**TO BE DONE:** Return each line of the listing that contains the string "html".

##### DATA SEGMENT #####

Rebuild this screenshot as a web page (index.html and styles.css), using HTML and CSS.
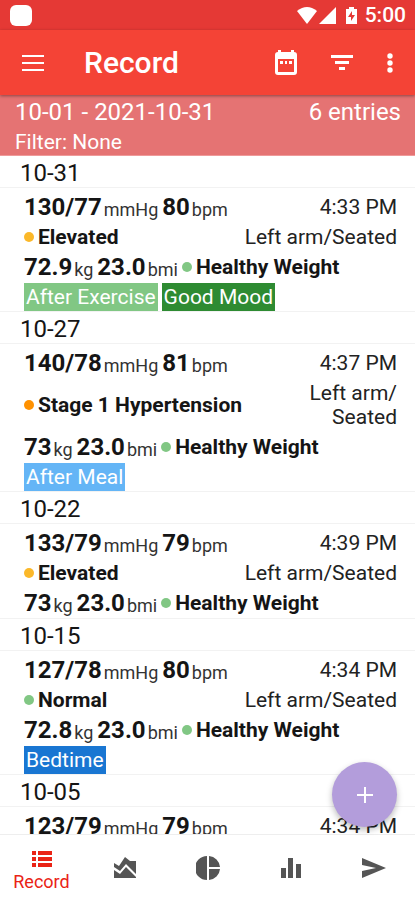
FILE: index.html
```
<!DOCTYPE html>
<html lang="en">
<head>
<meta charset="utf-8">
<meta name="viewport" content="width=device-width, initial-scale=1">
<title>Record</title>
<link rel="stylesheet" href="styles.css">
</head>
<body>
<div class="app">
  <div class="status">
    <span class="status-app"></span>
    <div class="status-icons">
      <svg width="20" height="17" viewBox="0 0 20 17"><path d="M0 4Q10-4 20 4L10 17Z"/></svg>
      <svg width="17" height="17" viewBox="0 0 17 17"><path d="M17 0V17H0Z"/></svg>
      <svg class="battery" width="11" height="17" viewBox="0 0 11 17"><path fill-rule="evenodd" d="M3 0H8V2H11V17H0V2H3ZM6 4L2 10H5V14L9 8H6Z"/></svg>
      <span>5:00</span>
    </div>
  </div>
  <header class="appbar">
    <button class="icon-button" aria-label="Menu"><svg width="24" height="18" viewBox="0 0 24 18"><path d="M1 1H23V3H1ZM1 8H23V10H1ZM1 15H23V17H1Z"/></svg></button>
    <h1>Record</h1>
    <button class="icon-button" aria-label="Calendar"><svg width="22" height="25" viewBox="0 0 22 25"><path fill-rule="evenodd" d="M3 0H6V2H16V0H19V2Q22 2 22 5V22Q22 25 19 25H3Q0 25 0 22V5Q0 2 3 2ZM3 9V22H19V9ZM5 11H8V14H5ZM10 11H12V14H10ZM14 11H17V14H14Z"/></svg></button>
    <button class="icon-button" aria-label="Filter"><svg width="22" height="16" viewBox="0 0 22 16"><path d="M0 0H22V3H0ZM4 6H18V9H4ZM8 12H14V15H8Z"/></svg></button>
    <button class="icon-button more" aria-label="More"><svg width="6" height="20" viewBox="0 0 6 20"><circle cx="3" cy="3" r="2.7"/><circle cx="3" cy="10" r="2.7"/><circle cx="3" cy="17" r="2.7"/></svg></button>
  </header>
  <section class="summary">
    <div class="range"><span>10-01 - 2021-10-31</span><span>6 entries</span></div>
    <div class="filter">Filter: None</div>
  </section>
  <main class="records">
    <h2>10-31</h2>
    <article>
      <div class="row"><div class="values"><b>130/77</b><small>mmHg</small><b>80</b><small>bpm</small></div><time>4:33 PM</time></div>
      <div class="row"><div class="level elevated">Elevated</div><div class="place">Left arm/<wbr>Seated</div></div>
      <div class="row"><div class="values"><b>72.9</b><small>kg</small><b>23.0</b><small>bmi</small></div><div class="level healthy">Healthy Weight</div></div>
      <div class="tags"><span class="tag exercise">After Exercise</span><span class="tag mood">Good Mood</span></div>
    </article>
    <h2>10-27</h2>
    <article>
      <div class="row"><div class="values"><b>140/78</b><small>mmHg</small><b>81</b><small>bpm</small></div><time>4:37 PM</time></div>
      <div class="row"><div class="level stage">Stage 1 Hypertension</div><div class="place">Left arm/<wbr>Seated</div></div>
      <div class="row"><div class="values"><b>73</b><small>kg</small><b>23.0</b><small>bmi</small></div><div class="level healthy">Healthy Weight</div></div>
      <div class="tags"><span class="tag meal">After Meal</span></div>
    </article>
    <h2>10-22</h2>
    <article>
      <div class="row"><div class="values"><b>133/79</b><small>mmHg</small><b>79</b><small>bpm</small></div><time>4:39 PM</time></div>
      <div class="row"><div class="level elevated">Elevated</div><div class="place">Left arm/<wbr>Seated</div></div>
      <div class="row"><div class="values"><b>73</b><small>kg</small><b>23.0</b><small>bmi</small></div><div class="level healthy">Healthy Weight</div></div>
    </article>
    <h2>10-15</h2>
    <article>
      <div class="row"><div class="values"><b>127/78</b><small>mmHg</small><b>80</b><small>bpm</small></div><time>4:34 PM</time></div>
      <div class="row"><div class="level healthy">Normal</div><div class="place">Left arm/<wbr>Seated</div></div>
      <div class="row"><div class="values"><b>72.8</b><small>kg</small><b>23.0</b><small>bmi</small></div><div class="level healthy">Healthy Weight</div></div>
      <div class="tags"><span class="tag bedtime">Bedtime</span></div>
    </article>
    <h2>10-05</h2>
    <article>
      <div class="row"><div class="values"><b>123/79</b><small>mmHg</small><b>79</b><small>bpm</small></div><time>4:34 PM</time></div>
    </article>
  </main>
  <nav class="tabs">
    <button class="add" aria-label="Add record"><svg width="18" height="18" viewBox="0 0 18 18"><path d="M8 1H10V8H17V10H10V17H8V10H1V8H8Z"/></svg></button>
    <a href="#record" class="active"><svg width="20" height="16" viewBox="0 0 20 16"><path d="M0 0H4V4H0ZM6 0H20V4H6ZM0 6H4V10H0ZM6 6H20V10H6ZM0 12H4V16H0ZM6 12H20V16H6Z"/></svg><span>Record</span></a>
    <a href="#trend" aria-label="Trend"><svg width="22" height="21" viewBox="0 0 22 21"><path d="M0 6L5 9L11 0L16 4H22V17L12 7L6 14L0 10Z"/><path d="M0 13L6 17L12 10L22 20V21H0Z"/></svg></a>
    <a href="#share" aria-label="Distribution"><svg width="24" height="24" viewBox="0 0 24 24"><path d="M11 0V24A12 12 0 0 1 11 0ZM13 0A12 12 0 0 1 24 11H13ZM13 13H24A12 12 0 0 1 13 24Z"/></svg></a>
    <a href="#stats" aria-label="Statistics"><svg width="20" height="20" viewBox="0 0 20 20"><path d="M0 10H5V20H0ZM7 0H12V20H7ZM15 6H20V20H15Z"/></svg></a>
    <a href="#send" aria-label="Send"><svg width="24" height="20" viewBox="0 0 24 20"><path d="M0 0L24 10L0 20V13L14 10L0 7Z"/></svg></a>
  </nav>
</div>
</body>
</html>
```
FILE: styles.css
```
* { box-sizing: border-box; }
body { margin: 0; font-family: Roboto, sans-serif; color: #151515; background: #fff; }
.app { display: flex; flex-direction: column; height: 100vh; overflow: hidden; }
svg { display: block; fill: currentColor; }
button { border: 0; padding: 0; background: none; color: inherit; }
h1, h2 { margin: 0; }
.status { flex: none; display: flex; justify-content: space-between; align-items: center; height: 30px; padding: 0 9px 0 10px; background: #e53935; color: #fff; }
.status-app { width: 22px; height: 21px; border-radius: 6px; background: #fff; }
.status-icons { display: flex; align-items: center; gap: 2px; font-size: 21px; font-weight: 500; }
.status-icons .battery { margin: 0 6px 0 8px; }
.appbar { flex: none; display: flex; align-items: center; height: 65px; padding: 0 13px; background: #f44336; color: #fff; position: relative; box-shadow: 0 1px 3px #0006; }
.icon-button { display: grid; place-items: center; width: 40px; height: 40px; }
.icon-button + .icon-button { margin-left: 16px; }
.icon-button.more { width: 24px; }
h1 { flex: 1; padding-left: 31px; font-size: 30px; font-weight: 500; }
.summary { flex: none; padding: 1px 14px 0 15px; height: 61px; background: #e57373; color: #fff; border-bottom: 1px solid #ef9a9a; }
.range { display: flex; justify-content: space-between; font-size: 24px; line-height: 32px; }
.filter { font-size: 21px; line-height: 28px; }
.records { flex: 1; min-height: 0; overflow: hidden; }
h2 { height: 32px; padding-left: 20px; font-size: 24px; line-height: 34px; font-weight: 400; border-bottom: 1px solid #f2f2f2; }
article { padding: 4px 18px 0 24px; border-bottom: 1px solid #f2f2f2; }
.row { display: flex; align-items: center; min-height: 30px; }
.values { display: flex; align-items: flex-end; height: 30px; font-size: 24px; line-height: 30px; }
b { font-weight: 700; }
small { margin: 0 4px 0 2px; font-size: 18px; line-height: 24px; font-weight: 400; color: #333; }
time, .place { margin-left: auto; font-size: 21px; line-height: 24px; text-align: right; color: #222; }
.level { display: flex; align-items: center; gap: 4px; font-size: 21px; line-height: 24px; font-weight: 700; white-space: nowrap; }
.level::before { content: ""; width: 10px; height: 10px; border-radius: 50%; background: #81c784; }
.level.elevated::before { background: #fbb829; }
.level.stage::before { background: #ff9100; }
.row > .place { padding: 3px 0 3px 60px; }
.tags { display: flex; gap: 4px; padding-top: 1px; }
.tag { padding: 0 2px; color: #fff; font-size: 21px; line-height: 28px; }
.exercise { background: #81c784; }
.mood { background: #2e8b32; }
.meal { background: #64b5f6; }
.bedtime { background: #1976d2; }
.tabs { flex: none; position: relative; display: grid; grid-template-columns: repeat(5, 1fr); height: 66px; border-top: 1px solid #eee; background: #fff; color: #555; }
.tabs a { display: flex; flex-direction: column; align-items: center; justify-content: center; gap: 4px; color: inherit; text-decoration: none; font-size: 18px; line-height: 22px; }
.tabs .active { padding-top: 8px; color: #ea2315; }
.add { position: absolute; right: 18px; bottom: 73px; display: grid; place-items: center; width: 65px; height: 65px; border-radius: 50%; background: #b39ddb; color: #fff; box-shadow: 0 3px 6px #0004; }
```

#####

**OUTPUT FOR THIS EXERCISE:**
Rebuild this screenshot as a web page (index.html and styles.css), using HTML and CSS.
FILE: index.html
<!DOCTYPE html>
<html lang="en">
</html>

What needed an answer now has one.